File pickers (Telescope)

key modes meaning
C-p n Select recent file (Telescope oldfiles)
C-e n,i Select buffer (loaded or unloaded, Telescope buffers)
F8 n Find files in the root directory of the active buffer
key modes meaning
leader , n Toggle the tree on the left side
leader r n Find the current file in the tree
leader R n Sync the tree with the project root directory of the current file
leader nr n sync tree with the parent folder of the current file

The terminal split is always opened below the current one. This works as toggle, if it's open, it will be closed. See the docs of how to avoid opening a terminal on startup.

key modes meaning
F11 n Toggle the terminal frame at the bottom

The main window is basically divided into four areas. The file tree on the left side, the main editor window in the center, a terminal split right below it and an optional outline view on the right side of the main editor area. There are quick navigation keys to focus these frames as follows:

key modes meaning
A-1 n,i,t,v Focus the left frame (file tree)
A-2 n,i,t,v Focus the main text area
A-3 n,i,t,v Open or Focus the symbol outline tree (when available)
A-4 n,i,t,v Open or focus the terminal

Note that this also works when the editor was started in plain mode without an active file tree and terminal split.

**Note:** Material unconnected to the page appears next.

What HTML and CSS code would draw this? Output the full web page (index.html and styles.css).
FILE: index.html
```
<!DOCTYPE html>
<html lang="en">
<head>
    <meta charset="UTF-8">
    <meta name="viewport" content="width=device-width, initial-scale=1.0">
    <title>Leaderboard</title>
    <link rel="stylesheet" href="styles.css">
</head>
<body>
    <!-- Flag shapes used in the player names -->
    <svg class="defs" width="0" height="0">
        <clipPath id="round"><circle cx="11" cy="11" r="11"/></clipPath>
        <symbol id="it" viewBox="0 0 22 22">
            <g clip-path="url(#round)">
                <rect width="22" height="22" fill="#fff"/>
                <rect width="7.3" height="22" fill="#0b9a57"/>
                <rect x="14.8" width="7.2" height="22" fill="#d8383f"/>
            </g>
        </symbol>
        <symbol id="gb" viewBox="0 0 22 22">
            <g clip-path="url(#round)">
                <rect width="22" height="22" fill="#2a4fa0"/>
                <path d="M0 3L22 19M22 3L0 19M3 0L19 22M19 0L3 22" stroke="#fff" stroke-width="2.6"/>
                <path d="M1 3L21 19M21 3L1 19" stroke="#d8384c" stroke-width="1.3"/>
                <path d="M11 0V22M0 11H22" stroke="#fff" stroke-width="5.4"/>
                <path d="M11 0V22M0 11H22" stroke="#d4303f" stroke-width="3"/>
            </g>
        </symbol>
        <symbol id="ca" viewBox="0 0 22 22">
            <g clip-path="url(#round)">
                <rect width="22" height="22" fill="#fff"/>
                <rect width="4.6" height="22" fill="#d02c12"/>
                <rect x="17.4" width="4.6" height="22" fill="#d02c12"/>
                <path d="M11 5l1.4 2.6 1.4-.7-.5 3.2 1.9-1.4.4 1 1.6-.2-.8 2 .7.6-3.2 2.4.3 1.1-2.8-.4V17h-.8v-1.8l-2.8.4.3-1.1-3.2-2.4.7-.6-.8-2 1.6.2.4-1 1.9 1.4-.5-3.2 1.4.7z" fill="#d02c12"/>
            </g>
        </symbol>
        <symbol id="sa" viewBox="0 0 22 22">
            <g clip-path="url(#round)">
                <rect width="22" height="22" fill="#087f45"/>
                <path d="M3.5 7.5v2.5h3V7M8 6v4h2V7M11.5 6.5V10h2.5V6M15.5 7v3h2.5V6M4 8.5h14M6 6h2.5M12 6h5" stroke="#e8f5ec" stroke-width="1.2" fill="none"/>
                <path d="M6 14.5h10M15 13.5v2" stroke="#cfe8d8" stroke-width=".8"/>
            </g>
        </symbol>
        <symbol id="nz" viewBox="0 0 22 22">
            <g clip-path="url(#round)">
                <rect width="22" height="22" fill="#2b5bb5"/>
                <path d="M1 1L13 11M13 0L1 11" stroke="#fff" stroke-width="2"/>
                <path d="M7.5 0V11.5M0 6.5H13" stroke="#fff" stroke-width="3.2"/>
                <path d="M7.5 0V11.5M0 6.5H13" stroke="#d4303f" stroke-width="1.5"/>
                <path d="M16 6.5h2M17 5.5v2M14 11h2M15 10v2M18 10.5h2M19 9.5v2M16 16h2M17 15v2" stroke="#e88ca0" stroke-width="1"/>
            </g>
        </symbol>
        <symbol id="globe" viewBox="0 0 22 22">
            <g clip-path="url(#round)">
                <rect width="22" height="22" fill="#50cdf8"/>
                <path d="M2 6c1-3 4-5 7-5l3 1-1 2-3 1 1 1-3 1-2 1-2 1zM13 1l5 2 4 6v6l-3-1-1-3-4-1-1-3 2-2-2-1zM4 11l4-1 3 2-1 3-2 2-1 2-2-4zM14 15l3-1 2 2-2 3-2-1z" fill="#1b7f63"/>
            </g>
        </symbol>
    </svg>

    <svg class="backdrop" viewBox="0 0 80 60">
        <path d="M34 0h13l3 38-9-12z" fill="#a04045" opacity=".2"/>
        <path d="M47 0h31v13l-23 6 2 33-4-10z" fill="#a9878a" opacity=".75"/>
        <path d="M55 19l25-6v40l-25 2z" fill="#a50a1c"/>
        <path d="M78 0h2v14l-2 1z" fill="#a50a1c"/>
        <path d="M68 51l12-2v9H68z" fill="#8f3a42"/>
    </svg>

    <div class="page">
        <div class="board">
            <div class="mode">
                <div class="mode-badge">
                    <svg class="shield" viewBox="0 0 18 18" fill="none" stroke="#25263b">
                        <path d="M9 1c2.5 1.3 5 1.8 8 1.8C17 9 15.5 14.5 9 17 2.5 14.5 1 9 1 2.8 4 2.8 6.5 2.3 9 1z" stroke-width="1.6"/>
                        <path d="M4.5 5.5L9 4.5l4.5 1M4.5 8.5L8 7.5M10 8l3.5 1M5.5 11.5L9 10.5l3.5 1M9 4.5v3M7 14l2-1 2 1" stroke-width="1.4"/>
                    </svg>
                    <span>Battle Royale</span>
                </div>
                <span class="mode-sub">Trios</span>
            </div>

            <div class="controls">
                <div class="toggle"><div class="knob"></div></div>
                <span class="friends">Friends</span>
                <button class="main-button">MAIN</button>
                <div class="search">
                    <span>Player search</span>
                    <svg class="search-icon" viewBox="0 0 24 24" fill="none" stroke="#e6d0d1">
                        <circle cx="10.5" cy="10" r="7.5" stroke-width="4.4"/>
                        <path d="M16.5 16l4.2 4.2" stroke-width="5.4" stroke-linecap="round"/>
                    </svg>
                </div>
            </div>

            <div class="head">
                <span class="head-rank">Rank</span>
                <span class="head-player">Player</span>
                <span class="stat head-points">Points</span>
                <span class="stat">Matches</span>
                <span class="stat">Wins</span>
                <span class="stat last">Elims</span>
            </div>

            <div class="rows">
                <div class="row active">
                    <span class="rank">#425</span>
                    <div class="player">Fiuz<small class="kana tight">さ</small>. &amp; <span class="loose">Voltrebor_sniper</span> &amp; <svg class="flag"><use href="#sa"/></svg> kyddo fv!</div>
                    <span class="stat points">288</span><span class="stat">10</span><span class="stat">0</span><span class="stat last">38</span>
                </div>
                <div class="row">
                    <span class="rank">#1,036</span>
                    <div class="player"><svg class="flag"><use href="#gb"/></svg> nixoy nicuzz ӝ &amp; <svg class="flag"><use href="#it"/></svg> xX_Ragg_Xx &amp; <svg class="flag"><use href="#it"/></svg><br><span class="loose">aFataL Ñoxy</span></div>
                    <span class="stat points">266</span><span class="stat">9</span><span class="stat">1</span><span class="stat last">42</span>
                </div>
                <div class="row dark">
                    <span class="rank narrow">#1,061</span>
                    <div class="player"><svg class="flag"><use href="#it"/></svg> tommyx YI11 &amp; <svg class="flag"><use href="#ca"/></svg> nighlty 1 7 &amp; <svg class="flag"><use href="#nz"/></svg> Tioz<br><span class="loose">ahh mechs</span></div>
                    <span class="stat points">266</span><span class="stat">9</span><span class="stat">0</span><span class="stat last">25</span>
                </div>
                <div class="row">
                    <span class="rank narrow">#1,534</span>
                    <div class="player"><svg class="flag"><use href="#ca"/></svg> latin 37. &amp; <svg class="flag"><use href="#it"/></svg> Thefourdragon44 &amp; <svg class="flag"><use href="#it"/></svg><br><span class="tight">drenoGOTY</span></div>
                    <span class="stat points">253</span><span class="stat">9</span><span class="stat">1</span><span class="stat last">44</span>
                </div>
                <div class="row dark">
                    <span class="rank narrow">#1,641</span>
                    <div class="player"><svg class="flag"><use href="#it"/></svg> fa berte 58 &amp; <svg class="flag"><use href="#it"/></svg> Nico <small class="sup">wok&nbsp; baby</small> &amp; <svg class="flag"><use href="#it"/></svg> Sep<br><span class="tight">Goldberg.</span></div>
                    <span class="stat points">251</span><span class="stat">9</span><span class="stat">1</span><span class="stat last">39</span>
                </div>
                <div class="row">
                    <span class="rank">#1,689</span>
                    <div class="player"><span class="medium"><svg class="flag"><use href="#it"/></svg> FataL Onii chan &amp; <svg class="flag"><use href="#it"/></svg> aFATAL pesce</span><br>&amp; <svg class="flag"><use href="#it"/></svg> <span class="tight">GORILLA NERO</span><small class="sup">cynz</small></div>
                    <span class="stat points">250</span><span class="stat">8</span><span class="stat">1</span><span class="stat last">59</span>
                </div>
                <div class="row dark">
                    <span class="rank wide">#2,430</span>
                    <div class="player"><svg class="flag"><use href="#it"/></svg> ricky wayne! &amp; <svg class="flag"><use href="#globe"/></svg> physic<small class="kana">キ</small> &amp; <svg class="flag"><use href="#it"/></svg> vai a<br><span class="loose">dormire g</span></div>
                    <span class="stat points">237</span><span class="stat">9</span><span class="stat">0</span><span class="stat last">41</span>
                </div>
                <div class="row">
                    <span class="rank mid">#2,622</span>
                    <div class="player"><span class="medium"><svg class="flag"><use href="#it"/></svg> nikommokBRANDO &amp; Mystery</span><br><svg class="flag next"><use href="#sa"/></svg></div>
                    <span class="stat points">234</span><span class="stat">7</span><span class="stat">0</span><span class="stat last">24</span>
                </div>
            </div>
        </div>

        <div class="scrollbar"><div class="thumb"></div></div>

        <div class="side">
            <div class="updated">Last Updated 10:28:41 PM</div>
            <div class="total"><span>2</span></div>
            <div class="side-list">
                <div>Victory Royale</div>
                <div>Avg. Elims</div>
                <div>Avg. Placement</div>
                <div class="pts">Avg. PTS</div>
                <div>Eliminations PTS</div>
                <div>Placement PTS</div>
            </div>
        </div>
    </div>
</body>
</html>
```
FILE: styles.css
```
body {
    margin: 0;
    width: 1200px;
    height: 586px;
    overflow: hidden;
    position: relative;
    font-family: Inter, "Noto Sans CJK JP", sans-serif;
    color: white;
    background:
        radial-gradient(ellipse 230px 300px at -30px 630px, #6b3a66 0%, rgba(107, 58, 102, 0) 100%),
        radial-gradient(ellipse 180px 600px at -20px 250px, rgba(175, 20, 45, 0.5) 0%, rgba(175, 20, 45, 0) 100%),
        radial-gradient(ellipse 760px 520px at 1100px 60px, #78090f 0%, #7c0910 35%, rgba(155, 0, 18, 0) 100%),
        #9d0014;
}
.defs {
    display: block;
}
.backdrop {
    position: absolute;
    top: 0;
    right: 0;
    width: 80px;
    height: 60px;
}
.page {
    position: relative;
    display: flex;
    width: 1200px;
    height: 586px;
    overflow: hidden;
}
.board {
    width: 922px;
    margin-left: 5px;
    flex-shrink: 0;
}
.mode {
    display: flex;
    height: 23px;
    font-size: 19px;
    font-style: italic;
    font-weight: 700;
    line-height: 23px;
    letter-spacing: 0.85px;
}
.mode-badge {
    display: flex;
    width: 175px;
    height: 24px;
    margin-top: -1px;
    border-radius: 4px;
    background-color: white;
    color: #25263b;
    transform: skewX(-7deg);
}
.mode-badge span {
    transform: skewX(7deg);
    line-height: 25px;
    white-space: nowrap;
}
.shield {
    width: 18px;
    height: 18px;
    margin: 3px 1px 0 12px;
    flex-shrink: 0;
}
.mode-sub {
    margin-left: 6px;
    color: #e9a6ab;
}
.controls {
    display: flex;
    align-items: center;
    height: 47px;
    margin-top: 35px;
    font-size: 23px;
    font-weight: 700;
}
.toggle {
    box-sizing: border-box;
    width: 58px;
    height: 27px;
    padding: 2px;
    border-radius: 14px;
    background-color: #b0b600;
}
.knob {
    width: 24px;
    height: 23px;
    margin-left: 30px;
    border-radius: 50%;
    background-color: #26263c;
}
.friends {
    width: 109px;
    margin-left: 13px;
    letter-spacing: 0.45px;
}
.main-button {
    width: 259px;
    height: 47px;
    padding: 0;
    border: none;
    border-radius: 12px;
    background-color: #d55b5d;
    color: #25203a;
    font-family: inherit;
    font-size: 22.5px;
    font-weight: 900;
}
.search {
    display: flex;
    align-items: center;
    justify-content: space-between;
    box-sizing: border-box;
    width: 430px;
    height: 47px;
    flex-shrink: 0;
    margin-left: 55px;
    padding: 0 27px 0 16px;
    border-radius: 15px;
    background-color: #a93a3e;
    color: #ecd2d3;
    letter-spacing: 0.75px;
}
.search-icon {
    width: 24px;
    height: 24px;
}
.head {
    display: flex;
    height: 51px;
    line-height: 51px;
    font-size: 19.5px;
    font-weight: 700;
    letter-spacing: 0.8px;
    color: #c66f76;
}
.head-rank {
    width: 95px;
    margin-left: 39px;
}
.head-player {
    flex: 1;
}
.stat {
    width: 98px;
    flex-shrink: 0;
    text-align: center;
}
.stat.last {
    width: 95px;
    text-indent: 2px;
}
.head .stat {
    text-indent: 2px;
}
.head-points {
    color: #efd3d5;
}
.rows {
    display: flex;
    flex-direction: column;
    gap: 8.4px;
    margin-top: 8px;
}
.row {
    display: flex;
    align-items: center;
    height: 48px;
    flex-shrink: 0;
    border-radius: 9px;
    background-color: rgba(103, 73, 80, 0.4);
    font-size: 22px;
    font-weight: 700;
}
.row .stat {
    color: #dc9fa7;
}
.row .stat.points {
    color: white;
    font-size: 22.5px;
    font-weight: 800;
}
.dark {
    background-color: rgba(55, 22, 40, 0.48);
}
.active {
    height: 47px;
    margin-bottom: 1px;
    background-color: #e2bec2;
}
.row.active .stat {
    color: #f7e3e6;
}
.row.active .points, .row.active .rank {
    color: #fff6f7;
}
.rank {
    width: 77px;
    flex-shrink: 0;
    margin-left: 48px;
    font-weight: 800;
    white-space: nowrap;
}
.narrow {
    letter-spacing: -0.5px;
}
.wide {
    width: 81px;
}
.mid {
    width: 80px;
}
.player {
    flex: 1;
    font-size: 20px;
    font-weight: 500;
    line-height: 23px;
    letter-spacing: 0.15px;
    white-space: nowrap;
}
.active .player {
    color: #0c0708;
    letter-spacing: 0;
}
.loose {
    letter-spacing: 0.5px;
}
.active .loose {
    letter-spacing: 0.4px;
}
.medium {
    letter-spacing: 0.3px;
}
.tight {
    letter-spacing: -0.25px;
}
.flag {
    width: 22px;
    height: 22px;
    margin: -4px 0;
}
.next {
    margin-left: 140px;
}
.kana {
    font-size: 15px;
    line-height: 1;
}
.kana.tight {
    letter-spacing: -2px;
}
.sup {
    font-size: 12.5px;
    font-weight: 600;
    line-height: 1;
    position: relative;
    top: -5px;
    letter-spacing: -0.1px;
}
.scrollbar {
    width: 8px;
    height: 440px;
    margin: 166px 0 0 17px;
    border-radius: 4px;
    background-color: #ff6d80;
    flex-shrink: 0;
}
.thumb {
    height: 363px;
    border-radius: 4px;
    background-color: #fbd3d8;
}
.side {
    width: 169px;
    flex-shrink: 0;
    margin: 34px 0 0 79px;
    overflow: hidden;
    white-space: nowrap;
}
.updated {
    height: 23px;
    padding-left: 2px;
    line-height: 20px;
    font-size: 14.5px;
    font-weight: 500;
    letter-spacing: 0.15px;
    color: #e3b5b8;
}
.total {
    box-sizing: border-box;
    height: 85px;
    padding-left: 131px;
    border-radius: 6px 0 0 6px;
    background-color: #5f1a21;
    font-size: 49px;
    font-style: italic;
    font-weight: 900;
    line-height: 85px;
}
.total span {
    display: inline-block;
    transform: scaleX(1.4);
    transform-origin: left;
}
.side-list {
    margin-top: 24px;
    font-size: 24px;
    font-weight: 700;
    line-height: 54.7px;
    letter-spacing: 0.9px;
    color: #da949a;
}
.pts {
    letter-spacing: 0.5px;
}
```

Various navigation helpers

key modes meaning
A-Backspace n,i Activate the jumplist (recent edit locations)
A-S-Left n,i Go back to previous edit location (like C-o)
A-S-Right n,i Go to next edit location (like C-i)

Quickfix mapping

key modes meaning
A-S-Down n,i Next quickfix location
A-S-Up n,i Previous quickfix location
C-f c n,i Close quickfix split

Various keys

key modes meaning
F1 i LSP Symbol hover information
S-F1 i LSP parameter (signature) help
F4 n,i Save a view of the current file (persistent folds)
F5 n,i clear search highlights (also those from hlslens

Format paragraph

key modes meaning
A-C-w i,n Format paragraph to current text width. Use soft line breaks

CMP (completion) mapping.

These mappings are defined in lua/plugins/cmp.lua which contains all cmp-related configuration. Standard keybindings are used to activate manual completion (C-Space) and select completion suggestions (Tab).